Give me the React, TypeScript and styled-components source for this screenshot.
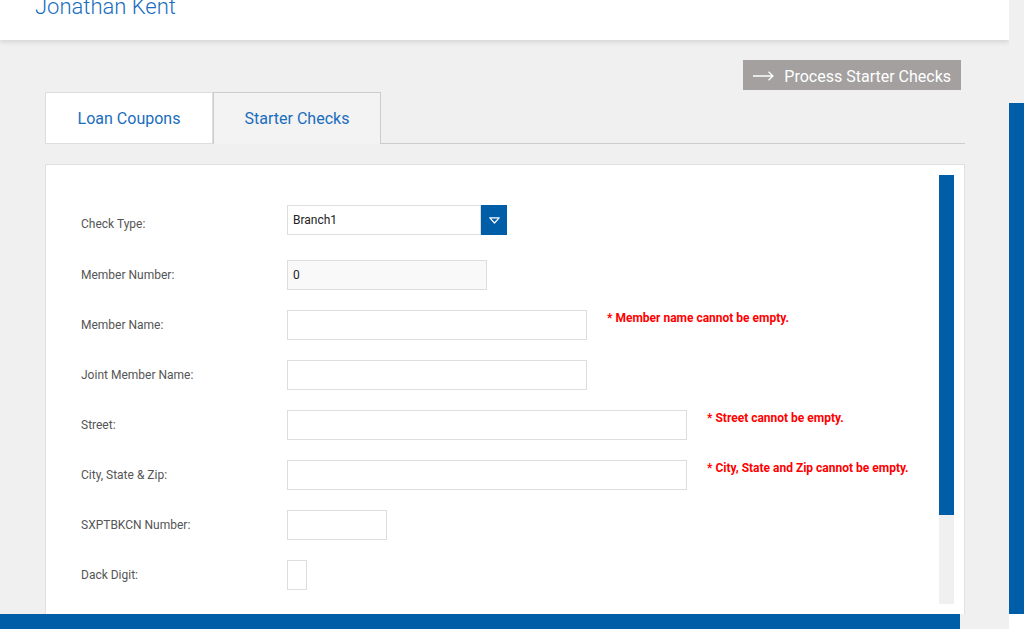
import React from "react";
import styled, { createGlobalStyle } from "styled-components";

const blue = "#005da8";

const GlobalStyle = createGlobalStyle`
  body {
    margin: 0;
    font-family: Roboto, "Liberation Sans", sans-serif;
    background: #f0f0f0;
  }
  * {
    box-sizing: border-box;
  }
`;

const Frame = styled.div`
  width: 1024px;
  height: 629px;
  display: grid;
  grid-template-columns: 1fr 15px;
  grid-template-rows: 1fr 15px;
  overflow: hidden;
  background: #f0f0f0;
`;

const Main = styled.div`
  display: flex;
  flex-direction: column;
  overflow: hidden;
`;

const Header = styled.div`
  height: 40px;
  flex-shrink: 0;
  background: #fff;
  padding-left: 35px;
  box-shadow: 0 2px 5px rgba(0, 0, 0, 0.12);
  position: relative;
  z-index: 1;
  overflow: hidden;
`;

const UserName = styled.div`
  margin-top: -4px;
  font-size: 22px;
  line-height: 22px;
  font-weight: 300;
  color: #1a6dbd;
`;

const Content = styled.div`
  padding: 20px 44px 0 45px;
  display: flex;
  flex-direction: column;
`;

const ActionRow = styled.div`
  display: flex;
  justify-content: flex-end;
  padding-right: 4px;
`;

const ActionButton = styled.button`
  height: 30px;
  display: flex;
  align-items: center;
  gap: 10px;
  padding: 2px 10px 0 10px;
  border: none;
  background: #a3a09f;
  color: #fff;
  font-family: Roboto, "Liberation Sans", sans-serif;
  font-size: 16px;
  cursor: pointer;
`;

const TabBar = styled.div`
  margin-top: 2px;
  height: 52px;
  display: flex;
  border-bottom: 1px solid #ccc;
`;

const Tab = styled.div<{ $active?: boolean }>`
  width: 168px;
  height: 52px;
  margin-bottom: -1px;
  display: flex;
  align-items: center;
  justify-content: center;
  font-size: 16px;
  color: #1a6dbd;
  background: ${(p) => (p.$active ? "#f3f3f3" : "#fff")};
  border: 1px solid ${(p) => (p.$active ? "#ccc" : "#ddd")};
  border-bottom: ${(p) => (p.$active ? "none" : "1px solid #ddd")};
  padding-bottom: ${(p) => (p.$active ? "1px" : "0")};
`;

const Panel = styled.div`
  margin-top: 20px;
  height: 451px;
  background: #fff;
  border: 1px solid #e0e0e0;
  display: flex;
  padding: 10px 10px 10px 0;
`;

const Form = styled.div`
  flex: 1;
  padding: 30px 0 0 35px;
  display: flex;
  flex-direction: column;
  gap: 20px;
`;

const Row = styled.div<{ $extra?: number }>`
  display: flex;
  align-items: flex-start;
  height: 30px;
  margin-bottom: ${(p) => p.$extra ?? 0}px;
`;

const Label = styled.div<{ $drop?: number }>`
  width: 206px;
  padding-top: ${(p) => 8 + (p.$drop ?? 0)}px;
  font-size: 12px;
  line-height: 14px;
  color: #555;
`;

const Input = styled.div<{ $w: number; $muted?: boolean }>`
  width: ${(p) => p.$w}px;
  height: 30px;
  border: 1px solid #ddd;
  background: ${(p) => (p.$muted ? "#f9f9f9" : "#fff")};
  padding: 0 5px;
  display: flex;
  align-items: center;
  font-size: 12px;
  color: #222;
`;

const Select = styled.div`
  display: flex;
  height: 30px;
`;

const SelectButton = styled.div`
  width: 26px;
  height: 30px;
  background: ${blue};
  display: flex;
  align-items: center;
  justify-content: center;
`;

const Error = styled.div`
  margin-left: 20px;
  padding-top: 1px;
  font-size: 12px;
  line-height: 14px;
  font-weight: 700;
  color: #ff0000;
`;

const ScrollTrack = styled.div<{ $dir: "v" | "h" }>`
  background: #f0f0f0;
  display: flex;
  flex-direction: ${(p) => (p.$dir === "v" ? "column" : "row")};
  justify-content: ${(p) => (p.$dir === "v" ? "flex-end" : "flex-start")};
`;

const InnerTrack = styled.div`
  width: 15px;
  background: #f0f0f0;
  flex-shrink: 0;
`;

const Thumb = styled.div<{ $size: number; $dir: "v" | "h" }>`
  background: ${blue};
  ${(p) =>
    p.$dir === "v" ? `height: ${p.$size}px; width: 100%;` : `width: ${p.$size}px; height: 100%;`}
`;

const Corner = styled.div`
  background: #fff;
`;

const fields = [
  { label: "Member Name:", width: 300, error: "* Member name cannot be empty." },
  { label: "Joint Member Name:", width: 300 },
  { label: "Street:", width: 400, error: "* Street cannot be empty." },
  { label: "City, State & Zip:", width: 400, error: "* City, State and Zip cannot be empty." },
  { label: "SXPTBKCN Number:", width: 100 },
  { label: "Dack Digit:", width: 20 },
];

const ArrowIcon = () => (
  <svg width="21" height="10" viewBox="0 0 21 10" fill="none">
    <path d="M0 5h20M15.5 0.8L20 5l-4.5 4.2" stroke="#fff" strokeWidth="1.3" />
  </svg>
);

const DownIcon = () => (
  <svg width="11" height="7" viewBox="0 0 11 7" fill="none">
    <path d="M0.8 0.8h9.4L5.5 6z" stroke="#fff" strokeWidth="1.2" strokeLinejoin="round" />
  </svg>
);

const App = () => {
  return (
    <>
      <GlobalStyle />
      <Frame>
        <Main>
          <Header>
            <UserName>Jonathan Kent</UserName>
          </Header>
          <Content>
            <ActionRow>
              <ActionButton>
                <ArrowIcon />
                Process Starter Checks
              </ActionButton>
            </ActionRow>
            <TabBar>
              <Tab>Loan Coupons</Tab>
              <Tab $active>Starter Checks</Tab>
            </TabBar>
            <Panel>
              <Form>
                <Row $extra={5}>
                  <Label $drop={4}>Check Type:</Label>
                  <Select>
                    <Input $w={194}>Branch1</Input>
                    <SelectButton>
                      <DownIcon />
                    </SelectButton>
                  </Select>
                </Row>
                <Row>
                  <Label>Member Number:</Label>
                  <Input $w={200} $muted>
                    0
                  </Input>
                </Row>
                {fields.map((f) => (
                  <Row key={f.label}>
                    <Label>{f.label}</Label>
                    <Input $w={f.width} />
                    {f.error && <Error>{f.error}</Error>}
                  </Row>
                ))}
              </Form>
              <InnerTrack>
                <Thumb $dir="v" $size={340} />
              </InnerTrack>
            </Panel>
          </Content>
        </Main>
        <ScrollTrack $dir="v">
          <Thumb $dir="v" $size={511} />
        </ScrollTrack>
        <ScrollTrack $dir="h">
          <Thumb $dir="h" $size={960} />
        </ScrollTrack>
        <Corner />
      </Frame>
    </>
  );
};

export default App;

** Work to complete **
Omit every picture while copying the listing above exactly.

** Written solution **
Give me the React, TypeScript and styled-components source for this screenshot.
import React from "react";
import styled, { createGlobalStyle } from "styled-components";

const blue = "#005da8";

const GlobalStyle = createGlobalStyle`
  body {
    margin: 0;
    font-family: Roboto, "Liberation Sans", sans-serif;
    background: #f0f0f0;
  }
  * {
    box-sizing: border-box;
  }
`;

const Frame = styled.div`
  width: 1024px;
  height: 629px;
  display: grid;
  grid-template-columns: 1fr 15px;
  grid-template-rows: 1fr 15px;
  overflow: hidden;
  background: #f0f0f0;
`;

const Main = styled.div`
  display: flex;
  flex-direction: column;
  overflow: hidden;
`;

const Header = styled.div`
  height: 40px;
  flex-shrink: 0;
  background: #fff;
  padding-left: 35px;
  box-shadow: 0 2px 5px rgba(0, 0, 0, 0.12);
  position: relative;
  z-index: 1;
  overflow: hidden;
`;

const UserName = styled.div`
  margin-top: -4px;
  font-size: 22px;
  line-height: 22px;
  font-weight: 300;
  color: #1a6dbd;
`;

const Content = styled.div`
  padding: 20px 44px 0 45px;
  display: flex;
  flex-direction: column;
`;

const ActionRow = styled.div`
  display: flex;
  justify-content: flex-end;
  padding-right: 4px;
`;

const ActionButton = styled.button`
  height: 30px;
  display: flex;
  align-items: center;
  gap: 10px;
  padding: 2px 10px 0 10px;
  border: none;
  background: #a3a09f;
  color: #fff;
  font-family: Roboto, "Liberation Sans", sans-serif;
  font-size: 16px;
  cursor: pointer;
`;

const TabBar = styled.div`
  margin-top: 2px;
  height: 52px;
  display: flex;
  border-bottom: 1px solid #ccc;
`;

const Tab = styled.div<{ $active?: boolean }>`
  width: 168px;
  height: 52px;
  margin-bottom: -1px;
  display: flex;
  align-items: center;
  justify-content: center;
  font-size: 16px;
  color: #1a6dbd;
  background: ${(p) => (p.$active ? "#f3f3f3" : "#fff")};
  border: 1px solid ${(p) => (p.$active ? "#ccc" : "#ddd")};
  border-bottom: ${(p) => (p.$active ? "none" : "1px solid #ddd")};
  padding-bottom: ${(p) => (p.$active ? "1px" : "0")};
`;

const Panel = styled.div`
  margin-top: 20px;
  height: 451px;
  background: #fff;
  border: 1px solid #e0e0e0;
  display: flex;
  padding: 10px 10px 10px 0;
`;

const Form = styled.div`
  flex: 1;
  padding: 30px 0 0 35px;
  display: flex;
  flex-direction: column;
  gap: 20px;
`;

const Row = styled.div<{ $extra?: number }>`
  display: flex;
  align-items: flex-start;
  height: 30px;
  margin-bottom: ${(p) => p.$extra ?? 0}px;
`;

const Label = styled.div<{ $drop?: number }>`
  width: 206px;
  padding-top: ${(p) => 8 + (p.$drop ?? 0)}px;
  font-size: 12px;
  line-height: 14px;
  color: #555;
`;

const Input = styled.div<{ $w: number; $muted?: boolean }>`
  width: ${(p) => p.$w}px;
  height: 30px;
  border: 1px solid #ddd;
  background: ${(p) => (p.$muted ? "#f9f9f9" : "#fff")};
  padding: 0 5px;
  display: flex;
  align-items: center;
  font-size: 12px;
  color: #222;
`;

const Select = styled.div`
  display: flex;
  height: 30px;
`;

const SelectButton = styled.div`
  width: 26px;
  height: 30px;
  background: ${blue};
  display: flex;
  align-items: center;
  justify-content: center;
`;

const Error = styled.div`
  margin-left: 20px;
  padding-top: 1px;
  font-size: 12px;
  line-height: 14px;
  font-weight: 700;
  color: #ff0000;
`;

const ScrollTrack = styled.div<{ $dir: "v" | "h" }>`
  background: #f0f0f0;
  display: flex;
  flex-direction: ${(p) => (p.$dir === "v" ? "column" : "row")};
  justify-content: ${(p) => (p.$dir === "v" ? "flex-end" : "flex-start")};
`;

const InnerTrack = styled.div`
  width: 15px;
  background: #f0f0f0;
  flex-shrink: 0;
`;

const Thumb = styled.div<{ $size: number; $dir: "v" | "h" }>`
  background: ${blue};
  ${(p) =>
    p.$dir === "v" ? `height: ${p.$size}px; width: 100%;` : `width: ${p.$size}px; height: 100%;`}
`;

const Corner = styled.div`
  background: #fff;
`;

const fields = [
  { label: "Member Name:", width: 300, error: "* Member name cannot be empty." },
  { label: "Joint Member Name:", width: 300 },
  { label: "Street:", width: 400, error: "* Street cannot be empty." },
  { label: "City, State & Zip:", width: 400, error: "* City, State and Zip cannot be empty." },
  { label: "SXPTBKCN Number:", width: 100 },
  { label: "Dack Digit:", width: 20 },
];

const ArrowIcon = () => (
  <svg width="21" height="10" viewBox="0 0 21 10" fill="none">
    <path d="M0 5h20M15.5 0.8L20 5l-4.5 4.2" stroke="#fff" strokeWidth="1.3" />
  </svg>
);

const DownIcon = () => (
  <svg width="11" height="7" viewBox="0 0 11 7" fill="none">
    <path d="M0.8 0.8h9.4L5.5 6z" stroke="#fff" strokeWidth="1.2" strokeLinejoin="round" />
  </svg>
);

const App = () => {
  return (
    <>
      <GlobalStyle />
      <Frame>
        <Main>
          <Header>
            <UserName>Jonathan Kent</UserName>
          </Header>
          <Content>
            <ActionRow>
              <ActionButton>
                <ArrowIcon />
                Process Starter Checks
              </ActionButton>
            </ActionRow>
            <TabBar>
              <Tab>Loan Coupons</Tab>
              <Tab $active>Starter Checks</Tab>
            </TabBar>
            <Panel>
              <Form>
                <Row $extra={5}>
                  <Label $drop={4}>Check Type:</Label>
                  <Select>
                    <Input $w={194}>Branch1</Input>
                    <SelectButton>
                      <DownIcon />
                    </SelectButton>
                  </Select>
                </Row>
                <Row>
                  <Label>Member Number:</Label>
                  <Input $w={200} $muted>
                    0
                  </Input>
                </Row>
                {fields.map((f) => (
                  <Row key={f.label}>
                    <Label>{f.label}</Label>
                    <Input $w={f.width} />
                    {f.error && <Error>{f.error}</Error>}
                  </Row>
                ))}
              </Form>
              <InnerTrack>
                <Thumb $dir="v" $size={340} />
              </InnerTrack>
            </Panel>
          </Content>
        </Main>
        <ScrollTrack $dir="v">
          <Thumb $dir="v" $size={511} />
        </ScrollTrack>
        <ScrollTrack $dir="h">
          <Thumb $dir="h" $size={960} />
        </ScrollTrack>
        <Corner />
      </Frame>
    </>
  );
};

export default App;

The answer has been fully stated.